■ TASK BRIEF:
Without including the pictures, copy out every line below.

## Begin RECORDED INFORMATION

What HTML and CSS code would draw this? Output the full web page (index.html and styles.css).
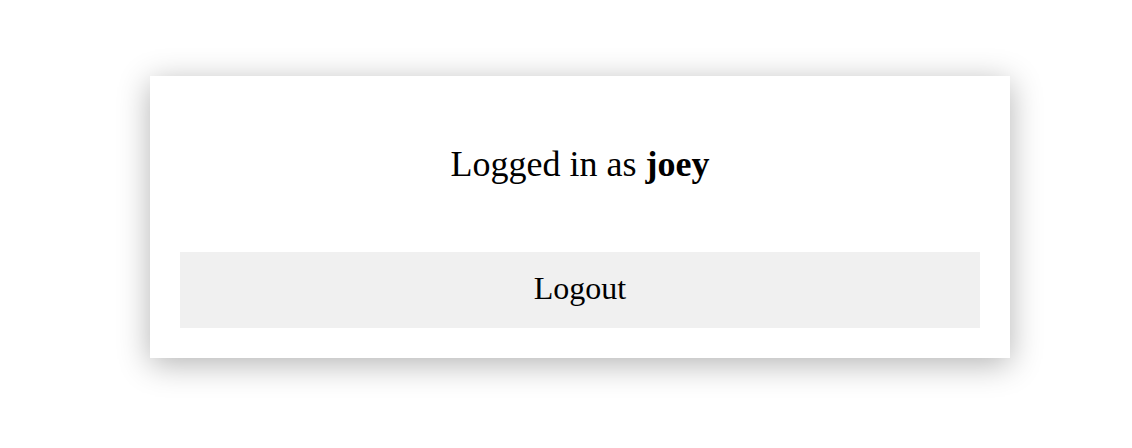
FILE: index.html
```html
<!DOCTYPE html>
<html>
<head>
<meta charset="utf-8">
<link rel="stylesheet" href="styles.css">
</head>
<body>
<div class="page">
  <div class="card">
    <div class="status">Logged in as <b>joey</b></div>
    <button class="logout">Logout</button>
  </div>
</div>
</body>
</html>
```
FILE: styles.css
```css
html, body {
  margin: 0;
  padding: 0;
  background: #fff;
}
.page {
  padding: 76px 0 90px 150px;
}
.card {
  width: 860px;
  box-sizing: border-box;
  padding: 30px;
  background: #fff;
  box-shadow: 0 6px 30px rgba(0, 0, 0, 0.3);
  display: flex;
  flex-direction: column;
  font-family: "Liberation Serif", "Times New Roman", serif;
  color: #000;
}
.status {
  font-size: 36px;
  line-height: 41px;
  text-align: center;
  margin: 38px 0 67px;
}
.status b {
  font-weight: bold;
}
.logout {
  height: 76px;
  border: none;
  background: #f0f0f0;
  font-family: "Liberation Serif", "Times New Roman", serif;
  font-size: 32px;
  color: #000;
  padding: 0 0 4px;
}
```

## End RECORDED INFORMATION

■ ANSWER BELOW:
What HTML and CSS code would draw this? Output the full web page (index.html and styles.css).
FILE: index.html
```html
<!DOCTYPE html>
<html>
<head>
<meta charset="utf-8">
<link rel="stylesheet" href="styles.css">
</head>
<body>
<div class="page">
  <div class="card">
    <div class="status">Logged in as <b>joey</b></div>
    <button class="logout">Logout</button>
  </div>
</div>
</body>
</html>
```
FILE: styles.css
```css
html, body {
  margin: 0;
  padding: 0;
  background: #fff;
}
.page {
  padding: 76px 0 90px 150px;
}
.card {
  width: 860px;
  box-sizing: border-box;
  padding: 30px;
  background: #fff;
  box-shadow: 0 6px 30px rgba(0, 0, 0, 0.3);
  display: flex;
  flex-direction: column;
  font-family: "Liberation Serif", "Times New Roman", serif;
  color: #000;
}
.status {
  font-size: 36px;
  line-height: 41px;
  text-align: center;
  margin: 38px 0 67px;
}
.status b {
  font-weight: bold;
}
.logout {
  height: 76px;
  border: none;
  background: #f0f0f0;
  font-family: "Liberation Serif", "Times New Roman", serif;
  font-size: 32px;
  color: #000;
  padding: 0 0 4px;
}
```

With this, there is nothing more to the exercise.